In Inside the Tube: Going Underground, engineer Rob Bell (The Great Fire) explores London's Tube network, where he uncovers the story of how this engineering feat was achieved and the extraordinary characters who made it happen. Granted special access to the secret workings of the Tube, and with the aid of the London Underground staff who know it best, Bell discovers the fascinating hidden history of how London's iconic metro was built. Beginning with the original Tube system built 100 years ago, Bell tracks the history of this famous underground railway system — its secret stories, its critical role in events such as the Blitz, and its abandoned stations. Bell also examines the importance of the London Underground in today's world and brings viewers through the tunnels themselves, including at night when no trains run.
The Northern Line was the world's first deep Tube line, running 36 miles and connecting the north and south of the Thames. Rob reveals the obstacles encountered and the innovations pioneered by the Victorian engineers who built it.
Engineer Rob Bell unearths the history of the Central Line, learning that Bank's platforms are curved to avoid the Bank of England's gold vaults. He investigates the most tragic night in the Tube's history: a disaster during the Second World War in which 173 people were killed at Bethnal Green station while seeking shelter from an air raid. At 46 miles, the Central Line is the longest of all tube lines, connecting east with west and transporting 260 million passengers a year, making it the busiest line in Britain.
London's Metropolitan Line was the world's first underground railway and is still used by 70 million passengers each year. Rob Bell discovers how the capital's overcrowding problem was the necessity that prompted this hitherto unthinkable transport innovation, which went into operation in January 1863, linking Paddington and a terminus at Farringdon. He fulfills his childhood dream of riding one of the original underground steam trains that carried passengers through tunnels and learns how unpleasant it must have been.

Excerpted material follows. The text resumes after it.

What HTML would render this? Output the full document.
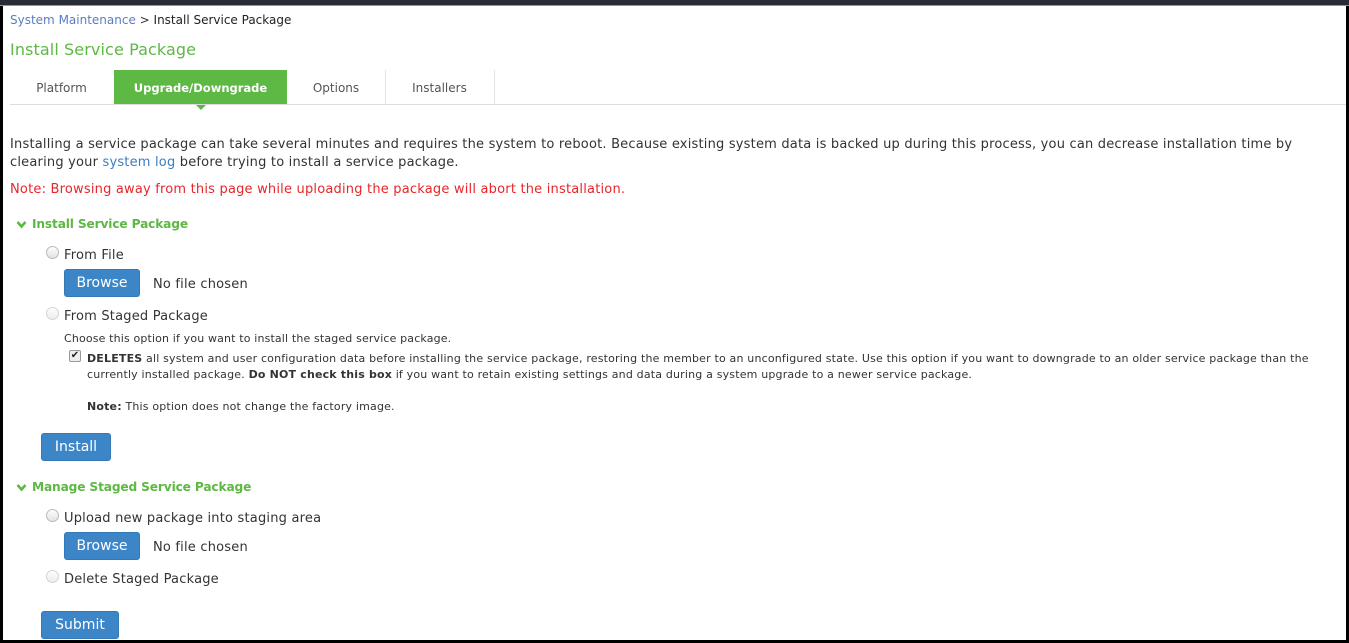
<!DOCTYPE html>
<html><head><meta charset="utf-8"><style>
body{margin:0;width:1349px;height:643px;overflow:hidden;background:#000;font-family:"DejaVu Sans","Liberation Sans",sans-serif;color:#333;position:relative}
#top{position:absolute;left:0;top:0;width:1349px;height:5px;background:#262d36;border-bottom:1px solid #6cbb4a}
#main{position:absolute;left:3px;top:6px;width:1343px;height:634px;background:#fff}
.a{position:absolute;white-space:nowrap}
.t13{font-size:13px;letter-spacing:0.2px}
.tab{position:absolute;top:64px;height:34px;line-height:36px;font-size:12px;color:#555;text-align:center;border-right:1px solid #e3e3e3}
.btn{position:absolute;background:#3c86c8;color:#fff;border-radius:3px;font-size:14px;text-align:center;border:1px solid #3478b5;box-sizing:border-box}
.radio{position:absolute;width:11px;height:11px;border-radius:50%;border:1px solid #b9b9b9;background:linear-gradient(#fdfdfd,#e2e2e2)}
.h{font-weight:bold;color:#5db844;font-size:12.2px;letter-spacing:-0.15px}
.g{color:#5db844}
</style></head><body>
<div id="top"></div>
<div id="main">
<div class="a" style="left:7px;top:7px;font-size:12px"><span style="color:#5c7cc2">System Maintenance</span> &gt; <span style="color:#222">Install Service Package</span></div>
<div class="a g" style="left:7px;top:34px;font-size:16px;letter-spacing:0.1px">Install Service Package</div>
<div class="tab" style="left:7px;width:103px;border-right:none">Platform</div>
<div class="tab" style="left:111px;width:173px;background:#5db844;color:#fff;border:none;font-weight:bold;font-size:11.5px">Upgrade/Downgrade</div>
<div style="position:absolute;left:192px;top:98px;width:0;height:0;border-left:6px solid transparent;border-right:6px solid transparent;border-top:6px solid #5db844"></div>
<div class="tab" style="left:284px;width:98px;border-left:none">Options</div>
<div class="tab" style="left:382px;width:109px">Installers</div>
<div style="position:absolute;left:7px;top:98px;width:1336px;height:1px;background:#ddd"></div>
<div class="a t13" style="left:7px;top:130px;line-height:18px">Installing a service package can take several minutes and requires the system to reboot. Because existing system data is backed up during this process, you can decrease installation time by<br>clearing your <span style="color:#3c7cc2">system log</span> before trying to install a service package.</div>
<div class="a t13" style="left:7px;top:176px;color:#e8262a">Note: Browsing away from this page while uploading the package will abort the installation.</div>
<svg style="position:absolute;left:13px;top:214px" width="11" height="9" viewBox="0 0 11 9"><path d="M1.5 2 L5.5 6.5 L9.5 2" stroke="#5db844" stroke-width="2.6" fill="none"/></svg>
<div class="a h" style="left:29px;top:211px">Install Service Package</div>
<div class="radio" style="left:43px;top:240px"></div>
<div class="a t13" style="left:61px;top:242px">From File</div>
<div class="btn" style="left:61px;top:263px;width:76px;height:28px;line-height:26px">Browse</div>
<div class="a t13" style="left:150px;top:271px">No file chosen</div>
<div class="radio" style="left:43px;top:301px;opacity:.6"></div>
<div class="a t13" style="left:61px;top:303px">From Staged Package</div>
<div class="a" style="left:61px;top:326px;font-size:11px;letter-spacing:0.15px">Choose this option if you want to install the staged service package.</div>
<div style="position:absolute;left:66px;top:344px;width:10px;height:10px;border:1px solid #999;border-radius:2px;background:#eee;font-size:10px;line-height:10px;text-align:center;color:#222">&#10004;</div>
<div class="a" style="left:84px;top:345px;font-size:11px;line-height:16px;letter-spacing:0.18px"><b>DELETES</b> all system and user configuration data before installing the service package, restoring the member to an unconfigured state. Use this option if you want to downgrade to an older service package than the<br>currently installed package. <b>Do NOT check this box</b> if you want to retain existing settings and data during a system upgrade to a newer service package.<br><br><b>Note:</b> This option does not change the factory image.</div>
<div class="btn" style="left:38px;top:427px;width:70px;height:28px;line-height:26px">Install</div>
<svg style="position:absolute;left:13px;top:477px" width="11" height="9" viewBox="0 0 11 9"><path d="M1.5 2 L5.5 6.5 L9.5 2" stroke="#5db844" stroke-width="2.6" fill="none"/></svg>
<div class="a h" style="left:29px;top:474px">Manage Staged Service Package</div>
<div class="radio" style="left:43px;top:503px"></div>
<div class="a t13" style="left:61px;top:505px">Upload new package into staging area</div>
<div class="btn" style="left:61px;top:526px;width:76px;height:28px;line-height:26px">Browse</div>
<div class="a t13" style="left:150px;top:534px">No file chosen</div>
<div class="radio" style="left:43px;top:564px;opacity:.6"></div>
<div class="a t13" style="left:61px;top:566px">Delete Staged Package</div>
<div class="btn" style="left:38px;top:605px;width:78px;height:28px;line-height:26px">Submit</div>
</div>
</body></html>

The Piccadilly Line is famed for its glamorous stops, which include Knightsbridge and the West End. Rob Bell discovers how the Piccadilly Line played an important part in saving the Tube from bankruptcy, as well as how it changed the face of public transport. He visits an abandoned station beneath Piccadilly Circus, where he discovers just what was needed to modernize this much-loved stop in the 1920s, when a surge in motorized buses drew passengers away.